= Alexandre Soares dos Santos =

Portuguese businessman (1935–2019)

Alexandre Soares dos Santos (23 September 1935 – 16 August 2019) was a Portuguese businessman. He led the Portuguese retailer Jerónimo Martins until November 2013, 45 years after taking over the company from his father.

== Biography ==

After Soares dos Santos graduated from the Colégio Almeida Garrett in his hometown of Porto, he studied law at the University of Lisbon, which he broke off. Soares dos Santos then worked for the Unilever Group where he came to Ireland and Germany. After he became marketing director in Brazil in 1968. In 1969 his father died, founder of the Jerónimo Martins Group. As a member of the Board of Director of his father's company he returned to Portugal. The group came largely intact through the economic turmoil after the Carnation Revolution in 1974. The business operates the Pingo Doce and Recheio chains in Portugal. It traces its roots to 1792, and the dos Santos family has controlled it since 1921.

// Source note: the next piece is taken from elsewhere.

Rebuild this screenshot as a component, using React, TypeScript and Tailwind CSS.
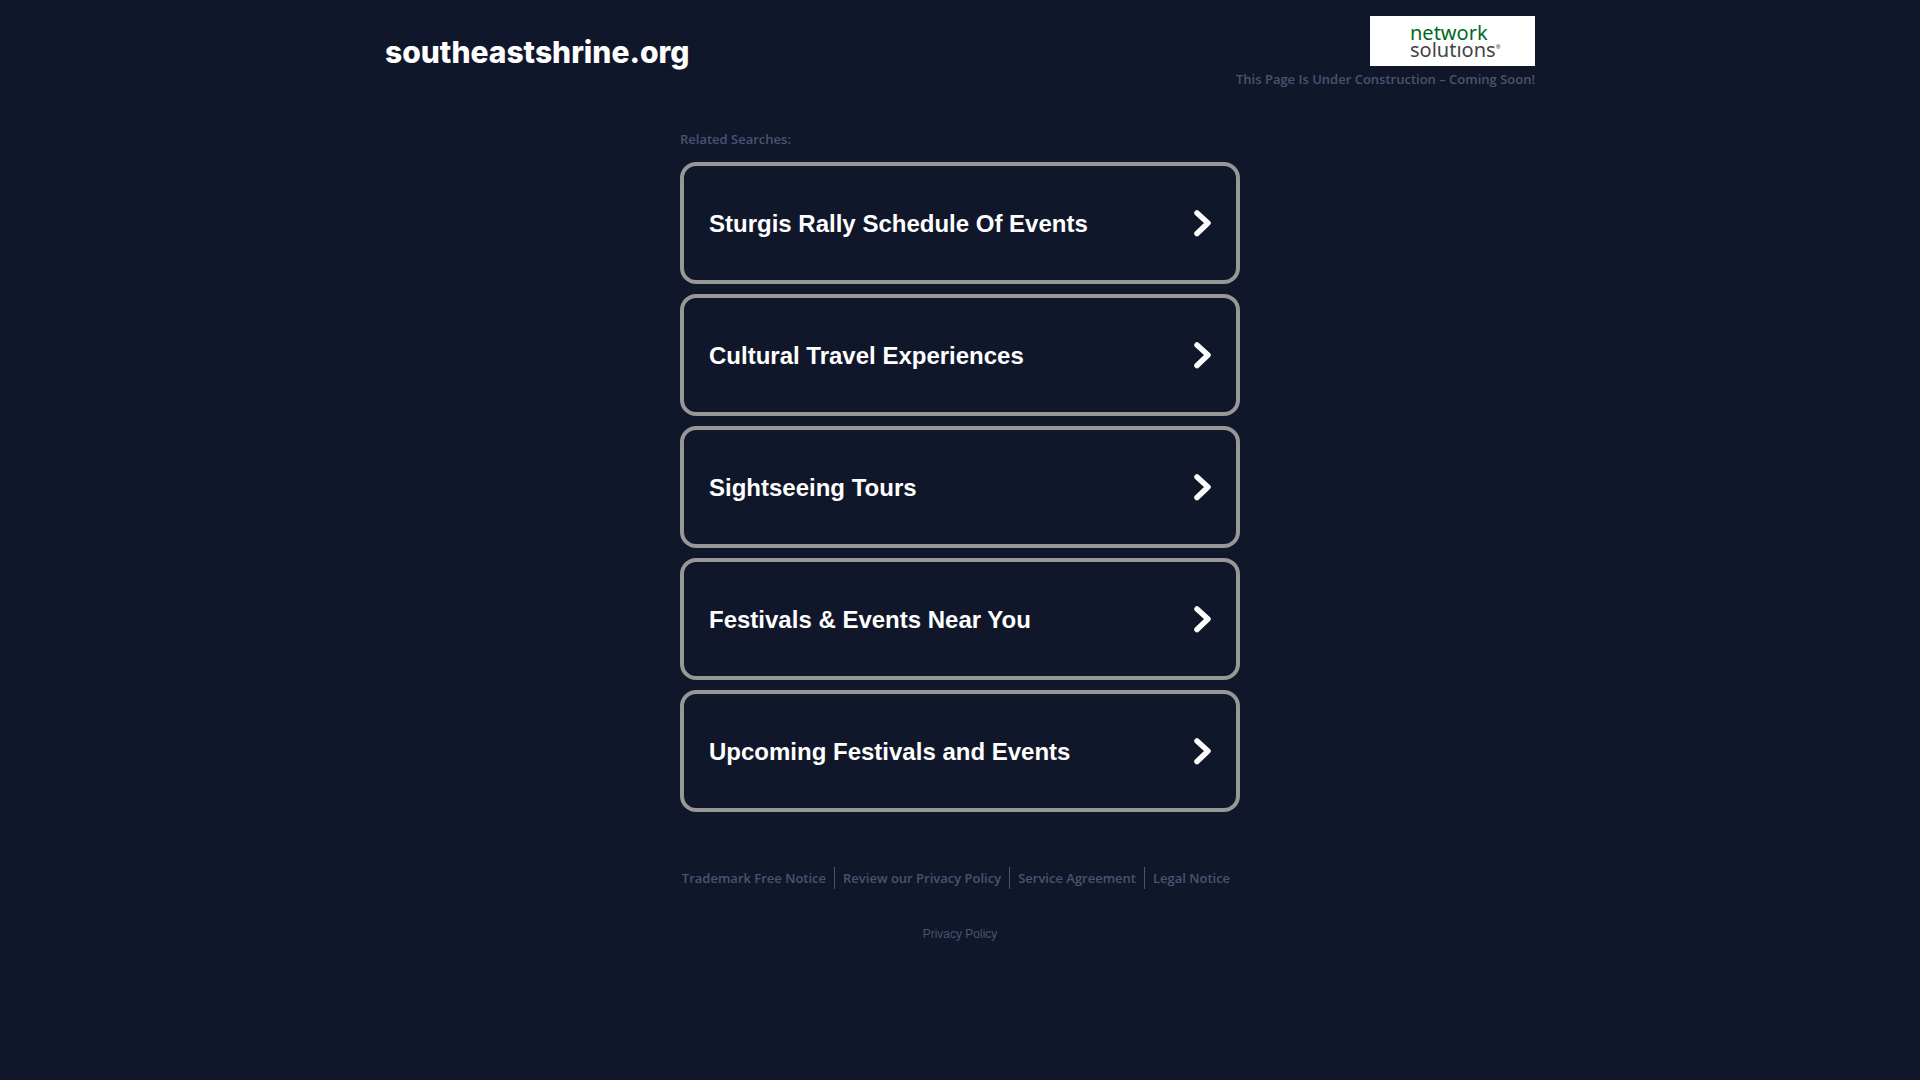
// src/App.tsx
const searches = [
  "Sturgis Rally Schedule Of Events",
  "Cultural Travel Experiences",
  "Sightseeing Tours",
  "Festivals & Events Near You",
  "Upcoming Festivals and Events",
];

const footerLinks = [
  "Trademark Free Notice",
  "Review our Privacy Policy",
  "Service Agreement",
  "Legal Notice",
];

function Chevron() {
  return (
    <svg
      viewBox="0 0 18 27"
      className="w-[18px] h-[27px] shrink-0"
      fill="none"
      stroke="white"
      strokeWidth="5.5"
      strokeLinecap="round"
      strokeLinejoin="round"
      aria-hidden="true"
    >
      <path d="M4 3 L15 13 L4 23.5" />
    </svg>
  );
}

function Logo() {
  return (
    <div className="w-[165px] h-[50px] pl-10 pt-2 bg-white font-['Noto_Sans',sans-serif] text-[20px] leading-[17px] font-normal">
      <div className="text-[#00691f]">network</div>
      <div className="flex text-[#444444]">
        solutıons
        <span className="text-[6px] leading-3">®</span>
      </div>
    </div>
  );
}

export function App() {
  return (
    <div className="min-h-screen bg-[#11172a] font-['Open_Sans',sans-serif] text-[13px] font-semibold text-[#4b5272]">
      <header className="flex items-start justify-between max-w-[1150px] mx-auto pt-4">
        <h1 className="pt-4 font-[Inter,sans-serif] text-[30px] leading-10 font-extrabold text-white">
          southeastshrine.org
        </h1>
        <div className="flex flex-col items-end gap-1">
          <Logo />
          <p className="leading-[18px]">This Page Is Under Construction – Coming Soon!</p>
        </div>
      </header>

      <main className="max-w-[560px] mx-auto pt-[42px]">
        <h2 className="leading-[18px]">Related Searches:</h2>
        <ul className="flex flex-col gap-2.5 pt-3.5">
          {searches.map((search) => (
            <li key={search}>
              <a
                href="#"
                className="flex items-center justify-between h-[122px] px-[25px] border-4 border-[#979797] rounded-2xl
                           font-['Liberation_Sans',Arial,sans-serif] text-2xl font-bold text-white"
              >
                <span className="pt-px">{search}</span>
                <Chevron />
              </a>
            </li>
          ))}
        </ul>
      </main>

      <footer className="flex flex-col items-center pt-[55px]">
        <nav className="flex pr-2">
          {footerLinks.map((link) => (
            <a
              key={link}
              href="#"
              className="px-2 leading-[22px] border-r border-[#4b5272] last:border-r-0"
            >
              {link}
            </a>
          ))}
        </nav>
        <a href="#" className="mt-[37px] font-['Liberation_Sans',Arial,sans-serif] text-xs leading-4 font-normal">
          Privacy Policy
        </a>
      </footer>
    </div>
  );
}

export default App;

The late 1980s, he brought the company to the stock exchange, acquired several other companies in the food industry (including Iglo and Feira Nova), and expanded to the UK, the Netherlands and especially to Poland, where Jerónimo Martins created its local brand Biedronka with over 2000 stores, today market leader in the food trade in Poland. After leading the Portuguese food retailer Jeronimo Martins for 45 years he stepped down in November 2013.

In 2009 Soares dos Santos founded the Fundação Francisco Manuel dos Santos, named after his father, which dedicates itself to equal opportunities, democracy and the civil society in Portugal. He was awarded the Order of Infante Dom Henrique in Grand Cross rank, of the Order of Merit in the Grand Cross rank and the Order of Entrepreneurial Merit.

Soares dos Santos was married to Maria Teresa Canas Mendes da Silveira e Castro since 1957. They have seven children, two of whom are already in bodies of corporate management. They also have 18 grandchildren (2012).

Soares dos Santos died on August 16, 2019.